This split originally came out as an extremely limited cassette on the label What We Do Is Secret in a run of just 50 copies; Gnarled Forest have resurrected it onto vinyl for the rest of us shlubs who missed out on the tape, pressing up 300 copies of this record on black vinyl and packaging it in a 10" sleeve with minimal silkscreened black and white artwork and a thick cardstock insert that's covered with rad-looking skulls. Can never get enough skulls, you know? This is a great teamup between one of my favorite avant-industrial-blacksludge duos, Blue Sabbath Black Cheer, and their buddies in Dried Up Corpse, who dredge up their own brand of blackened noise-soaked dirge...
Blue Sabbath starts this off with an untitled side-long track, and it's one of the most laid back recordings that I've heard from the band. As laid back as Blue Sabbath gets of course, and it's still an evil, feedback-laden, demonic freenoise abomination like the rest of their catalog, only here the band dials back on the grating noise and the pummeling fucked-up rhythmic elements, instead taking their blackened drones and moaning vocal horror and murky ambience and smearing it all into a more muted and ambient take on their sound, spreading it out into an expansive cavernous droneworld filled with far-off foghorn like blasts, snatches of eerie buried melody, the monstrous vocals stretched and smeared into indistinct rumblings, deep subterranean thrum vibrating up out of the depths, everything swaddled in a haze of electronic filth and droning feedback. These sounds are melted together into a hallucinatory demonic drift that never gets all of that aggressive until the very end when the deep, gutteral death metal like vocals start to creep out the cracks, and it's one of the band's most desolate, isolationist recordings yet.

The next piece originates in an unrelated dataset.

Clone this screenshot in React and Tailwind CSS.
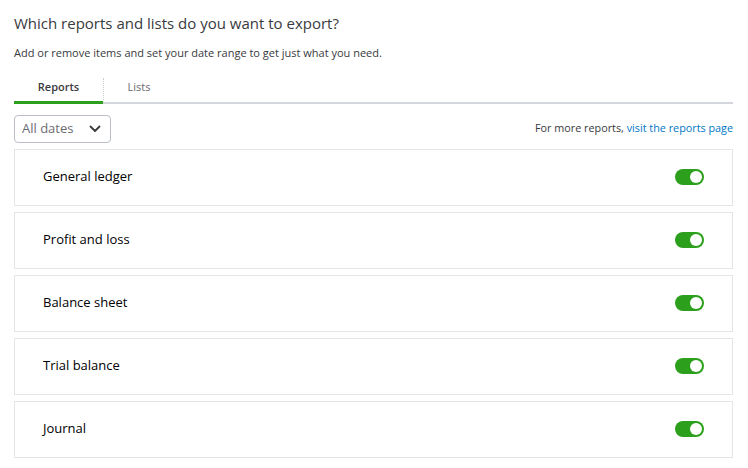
import { useState } from "react";

const reports = ["General ledger", "Profit and loss", "Balance sheet", "Trial balance", "Journal"];

function Toggle({ on, onClick }) {
  return (
    <button
      onClick={onClick}
      className={`relative h-[16px] w-[29px] rounded-full ${on ? "bg-[#2ca01c]" : "bg-[#babec5]"}`}
    >
      <span
        className={`absolute top-[2px] h-[12px] w-[12px] rounded-full bg-white ${on ? "right-[2px]" : "left-[2px]"}`}
      />
    </button>
  );
}

export default function App() {
  const [on, setOn] = useState(reports.map(() => true));

  return (
    <div className="min-h-screen bg-white font-['Open_Sans',sans-serif] text-[#393a3d]">
      <div className="pl-[14px] pr-[15px] pt-[13px]">
        <h1 className="text-[15px] leading-[20px] text-[#393a3d]">Which reports and lists do you want to export?</h1>
        <p className="mt-[12px] text-[11px] leading-[16px] text-[#393a3d]">
          Add or remove items and set your date range to get just what you need.
        </p>

        <div className="mt-[15px] flex border-b-2 border-[#d4d7dc]">
          <div className="relative -mb-[2px] w-[89px] border-b-[3px] border-[#2ca01c] pb-[5px] pt-[3px] text-center text-[11px] font-semibold text-[#393a3d]">
            Reports
          </div>
          <div className="my-[2px] border-l border-dotted border-[#c9ccd1]" />
          <div className="w-[70px] pb-[5px] pt-[3px] text-center text-[11px] text-[#6b6c72]">Lists</div>
        </div>

        <div className="mt-[11px] flex items-center justify-between">
          <button className="flex h-[28px] w-[97px] items-center justify-between rounded-[4px] border border-[#babec5] pl-[7px] pr-[9px] text-[13px] text-[#6b6c72]">
            All dates
            <svg width="12" height="8" viewBox="0 0 12 8" fill="none">
              <path d="M1.5 1.5 6 6l4.5-4.5" stroke="#393a3d" strokeWidth="1.8" strokeLinecap="round" strokeLinejoin="round" />
            </svg>
          </button>
          <p className="text-[10.8px] text-[#393a3d]">
            For more reports, <a className="text-[#0077c5]">visit the reports page</a>
          </p>
        </div>

        <div className="mt-[6px] flex flex-col gap-[6px]">
          {reports.map((r, i) => (
            <div
              key={r}
              className="flex h-[57px] items-center justify-between border border-[#e3e5e8] pl-[28px] pr-[28px]"
            >
              <span className="text-[13px] text-[#000]">{r}</span>
              <Toggle on={on[i]} onClick={() => setOn((p) => p.map((v, j) => (j === i ? !v : v)))} />
            </div>
          ))}
        </div>
      </div>
    </div>
  );
}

On the other hand, Dried Up Corpse goes for total deathdrone approach, unleashing a nasty slab of blown out locust-swarm and churning corrosive drone. The track begins with a series of deep, rumbling pulsations that then erupt into an almost wall-noise attack of low-end white noise, fucked-up digital scrape, roaring forward like a black tide of toxic slime obliterating everything in it's path, until it dissipates into a subdued passage of chirping nocturnal insect-like noises and subterannean rumblings. Kinda like Bastard Noise being wiped out by The Rita, or something like that. Bottom line, it's a pretty cool dose of noxious deathdrone.
Only 300 copies, packaged in a thick silkscreened jacket with two-sided insert.